"EL FRACASÓN"
El burro es burro no porque sea tonto -como pueden llegar a pensar muchos- sino por su tenacidad en seguir erre que erre con lo suyo, con esa idea fija y permanente a la que se agarra para no dar su brazo a torcer. El burro podrá acabar deslomándose por un precipicio aunque haya quien tire de él en dirección contraria para intentar salvarlo. El burro es burro por su insana testarudez que lleva a gala, con un orgullo que, la mayoría de las veces, no es más que la soberbia de aquel en quien anida algún tipo de complejo oculto, guardado con vergüenza y que se desata como el eco de una explosión atómica cuando llegan las dificultades y los problemas. Ante eso, esperen siempre una coz, o varias coces, en el momento más inesperado, a traición y donde más duele. Quizás un mordisco, quien sabe.
El burro es burro porque no sabe administrar problemas, porque tiene mala reacción cuando le sacan de su placidez, o cuando se pierde en un pequeño sendero de una alta montaña. El burro se detiene y se empeña en no dar el paso atrás que la razón solicita. El burro es burro porque prefiere caer por el precipicio antes de reconocer que, quizás, haya podido equivocarse.
"La verdadera humildad no es pensar menos en uno mismo; es pensar menos en ti mismo"
(C.S.Lewis).
El ególatra jamás se equivoca. Ni aunque los hechos le muestren lo contrario. Siempre habrá una excusa a la que agarrarse: que si la culpa de todo la tiene Yoko Ono, que si me odian por ser el estandarte del Barça o por ser de Gijón, que si la caverna (¿o el caverné?) mediática me tiene manía y en su punto de mira... el ególatra -henchido de sí mismo- siempre tendrá un argumento, por disparatado que pueda parecer, al que asirse y continuar con la cabeza alta, mentón elevado, su camino de supuestos éxitos, su lógica del triunfo.
El seleccionador Martínez García pertenece a ese grupo de egocéntricos iluminados a la busca de su personal Eldorado. Como un nuevo y alucinado Lope de Aguirre. Para ello, necesita un grupo de fieles ovejas que sigan sus instrucciones, por disparatadas que puedan parecer, y que lo acompañen hasta allá donde sus fantasías y delirios más ocultos lo lleven: o sea, a un neomanierismo del tiki-taca con casi mil pases (el tiki-nada), la mayoría en un tedioso -por lento e inútil- tránsito horizontal que aburre a todos menos a su ejército de corderitos y a su claque que lo valora como emblema del Barça o de su ciudad natal, como un general que conduce con mano firme a su tropa de ovejitas al apocalipsis final. El apocalipsis llega en forma de récord en la tanda de penalties y el iluminado seleccionador Martínez García sonríe como Nerón cuando incendió Roma: observando, satisfecho, cómo todo se destruye gracias a su gran capacidad aniquiladora.
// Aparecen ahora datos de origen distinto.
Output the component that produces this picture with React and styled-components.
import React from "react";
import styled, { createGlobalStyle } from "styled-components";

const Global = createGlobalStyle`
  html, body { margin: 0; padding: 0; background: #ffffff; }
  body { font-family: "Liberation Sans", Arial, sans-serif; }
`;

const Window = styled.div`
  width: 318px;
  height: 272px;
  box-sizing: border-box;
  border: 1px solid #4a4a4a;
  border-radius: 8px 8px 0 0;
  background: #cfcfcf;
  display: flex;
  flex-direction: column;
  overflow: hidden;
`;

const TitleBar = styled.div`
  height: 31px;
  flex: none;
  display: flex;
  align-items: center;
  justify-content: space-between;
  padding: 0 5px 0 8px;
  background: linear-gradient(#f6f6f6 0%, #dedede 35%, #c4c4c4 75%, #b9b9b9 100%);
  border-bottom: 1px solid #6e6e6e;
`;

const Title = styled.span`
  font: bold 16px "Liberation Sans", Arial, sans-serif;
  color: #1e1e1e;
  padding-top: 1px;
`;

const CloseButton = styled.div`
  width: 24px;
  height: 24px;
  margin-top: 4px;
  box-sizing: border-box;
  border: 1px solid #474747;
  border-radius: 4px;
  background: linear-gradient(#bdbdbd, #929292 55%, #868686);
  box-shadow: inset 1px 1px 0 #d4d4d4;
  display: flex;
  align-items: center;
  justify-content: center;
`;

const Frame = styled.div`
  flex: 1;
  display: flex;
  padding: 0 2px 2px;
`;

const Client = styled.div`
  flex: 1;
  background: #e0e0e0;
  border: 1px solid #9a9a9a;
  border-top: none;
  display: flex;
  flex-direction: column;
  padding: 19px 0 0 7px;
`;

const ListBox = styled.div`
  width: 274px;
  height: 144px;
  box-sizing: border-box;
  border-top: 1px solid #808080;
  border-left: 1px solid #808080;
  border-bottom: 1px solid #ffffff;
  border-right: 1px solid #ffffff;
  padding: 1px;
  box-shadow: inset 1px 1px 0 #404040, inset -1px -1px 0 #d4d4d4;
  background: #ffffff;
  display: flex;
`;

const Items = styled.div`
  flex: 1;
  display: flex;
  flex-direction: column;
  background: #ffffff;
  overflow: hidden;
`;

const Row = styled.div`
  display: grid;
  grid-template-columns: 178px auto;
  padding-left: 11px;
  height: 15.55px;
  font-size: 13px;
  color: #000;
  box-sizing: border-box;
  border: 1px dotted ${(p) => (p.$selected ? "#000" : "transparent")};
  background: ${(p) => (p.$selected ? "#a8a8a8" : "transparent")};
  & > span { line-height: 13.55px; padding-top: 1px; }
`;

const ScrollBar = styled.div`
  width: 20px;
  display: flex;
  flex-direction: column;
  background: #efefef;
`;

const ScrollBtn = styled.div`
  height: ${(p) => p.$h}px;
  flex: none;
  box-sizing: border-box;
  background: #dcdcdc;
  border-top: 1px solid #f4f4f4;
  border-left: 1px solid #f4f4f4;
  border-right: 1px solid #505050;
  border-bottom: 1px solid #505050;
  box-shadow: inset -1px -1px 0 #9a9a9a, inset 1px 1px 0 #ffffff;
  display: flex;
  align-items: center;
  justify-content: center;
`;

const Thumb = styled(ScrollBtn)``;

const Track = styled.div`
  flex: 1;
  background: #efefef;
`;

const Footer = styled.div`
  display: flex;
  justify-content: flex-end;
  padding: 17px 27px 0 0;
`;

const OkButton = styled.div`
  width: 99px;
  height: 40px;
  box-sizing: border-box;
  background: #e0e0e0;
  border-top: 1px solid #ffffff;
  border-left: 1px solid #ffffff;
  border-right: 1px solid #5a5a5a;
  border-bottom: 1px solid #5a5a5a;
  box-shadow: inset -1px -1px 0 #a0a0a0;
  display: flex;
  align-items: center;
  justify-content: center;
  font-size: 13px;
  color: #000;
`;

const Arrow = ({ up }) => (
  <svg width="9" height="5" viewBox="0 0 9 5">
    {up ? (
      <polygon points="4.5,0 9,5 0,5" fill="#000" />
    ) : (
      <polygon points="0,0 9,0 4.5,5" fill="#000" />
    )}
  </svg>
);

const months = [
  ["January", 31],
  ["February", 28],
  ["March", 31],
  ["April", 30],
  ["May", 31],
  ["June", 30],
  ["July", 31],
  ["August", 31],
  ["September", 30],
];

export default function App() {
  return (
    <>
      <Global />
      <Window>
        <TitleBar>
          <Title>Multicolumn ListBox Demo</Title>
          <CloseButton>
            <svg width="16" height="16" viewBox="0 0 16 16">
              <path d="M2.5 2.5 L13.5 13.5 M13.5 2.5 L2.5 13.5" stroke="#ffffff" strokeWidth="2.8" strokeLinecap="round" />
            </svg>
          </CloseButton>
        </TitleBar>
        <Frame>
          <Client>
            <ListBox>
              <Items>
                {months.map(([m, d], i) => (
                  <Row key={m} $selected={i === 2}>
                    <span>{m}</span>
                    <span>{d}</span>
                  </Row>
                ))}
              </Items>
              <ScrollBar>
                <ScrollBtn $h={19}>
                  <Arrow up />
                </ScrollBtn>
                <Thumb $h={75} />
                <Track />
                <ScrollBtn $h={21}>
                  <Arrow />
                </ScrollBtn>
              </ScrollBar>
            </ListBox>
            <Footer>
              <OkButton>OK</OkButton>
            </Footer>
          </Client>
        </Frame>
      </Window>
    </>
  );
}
En Gijón, la ciudad natal del seleccionador Martínez, hay muchos lugares que terminan en "-ón": el Molinón, la Escalerona, la Iglesiona... de ahí que "El Fracasón" me parezca el título más adecuado para definir este triste trayecto mundialista de su mano.
Vi el partido con lo que me queda de familia cercana: mi hermana, mi cuñado y mi sobriahijado. Tras el primer penalty fallado, mi sobriahijado hizo amago de irse. Se quedó -mirando por el rabillo del ojo- cómo se consumaba el desastre antes de ir a encerrarse a su habitación después de golpear las paredes y ser reprendido por su madre. Tiene quince años y traté de decirle que yo, con su edad, ya había tenido oportunidad de haberme comido dos fracasos: el de Argentina´78 y el de España´82. Incluso, cuando, con seis años, me aficioné a esta pasión por los Mundiales de fútbol donde ni siquiera participamos (Alemania´74) y me puse del lado de Holanda, perdón, Países Bajos. Que tenía cuarenta y dos cuando pude ver ganar el título (y celebrarlo como merecía) a una generación compacta, de paisanos -como decimos en Asturias-, no de ovejitas dirigidas por un ególatra insensato y autocomplaciente. Que a él aún le queda tiempo para poder vivir eso y que, quizás, vistas las manos en las que estamos y el nulo carácter de unos jugadores reducidos a balar en torno a un déspota iluminado, es más que probable que yo no pueda volver a vivir. Me fui, con prisa, porque arrancaba el partido de mi equipo -el Real Oviedo- frente al que, supuestamente, es el mejor conjunto de la Segunda División -la U.D. Las Palmas- y pude congraciarme, de nuevo, con el fútbol al ver cómo jugaban los míos, los de azul, esos que nos han acostumbrado a sufrir y a saber perder y ganar, como bien cantó otro oviedista de pro como mi querido Pablo Moro.